Spark Streaming实时流处理项目1——分布式日志收集框架Flume的学习
Spark Streaming实时流处理项目2——分布式消息队列Kafka学习
Spark Streaming实时流处理项目3——整合Flume和Kafka完成实时数据采集
Spark Streaming实时流处理项目4——实战环境搭建
Spark Streaming实时流处理项目5——Spark Streaming入门
Spark Streaming实时流处理项目6——Spark Streaming实战1
Spark Streaming实时流处理项目7——Spark Streaming实战2
Spark Streaming实时流处理项目8——Spark Streaming与Flume的整合
Spark Streaming实时流处理项目9——Spark Streaming整合Kafka实战
Spark Streaming实时流处理项目10——日志产生器开发并结合log4j完成日志的输出
Spark Streaming实时流处理项目11——综合实战
源码
# coding=UTF-8
import random
import time
url_paths = [
"class/112.html",
"class/128.html",
"class/145.html",
"class/146.html",
"class/131.html",
"class/130.html",
"learn/821",
"course/list"
]
ip_slices = [132,156,124,10,29,167,143,187,30,46,55,63,72,87,98,168]
http_referers = [
"http://www.baidu.com/s?wd={query}",
"https://www.sogou.com/web?query={query}",
"http://cn.bing.com/search?q={query}",
"https://search.yahoo.com/search?p={query}"
]
search_keyword = [
"Spark SQL实战",
"Hadoop基础",
"Storm实战",
"Spark Streaming实战",
"大数据面试"
]
status_codes = ["200","404","500"]
def sample_url():
return random.sample(url_paths,1)[0]
def sample_ip():
slice = random.sample(ip_slices,4)
return ".".join([str(item) for item in slice])
def sample_referer():
if random.uniform(0,1) > 0.2:
return "-"
refer_str = random.sample(http_referers,1)
query_str = random.sample(search_keyword,1)
return refer_str[0].format(query=query_str[0])
def sample_status_code():
return random.sample(status_codes,1)[0]
def generate_log(count = 10):
time_str = time.strftime("%Y-%m-%d %H:%M:%S",time.localtime())

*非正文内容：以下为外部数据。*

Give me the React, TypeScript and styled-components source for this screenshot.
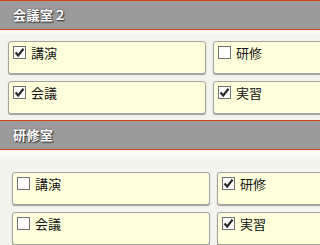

f = open("/root/DataSet/access.log","w+")
while count >= 1:
query_log = "{ip}\t{local_time}\t\"GET /{url} HTTP/1.1\" \t{status_code}\t{referer}".format(url=sample_url(),ip=sample_ip(),referer=sample_referer(),status_code=sample_status_code(),local_time=time_str)
print query_log
f.write(query_log + "\n")
count = count-1
if __name__ == '__main__':
generate_log(100)
每次需要手动执行,不太符合实际生产的情形,下面我们借助crontab表达式,让Python脚本每一分钟产生一批数据。
Linux
* * * * * *
- - - - - -
| | | | | |
| | | | | + year [optional]
| | | | +----- day of week (0 - 7) (Sunday=0 or 7)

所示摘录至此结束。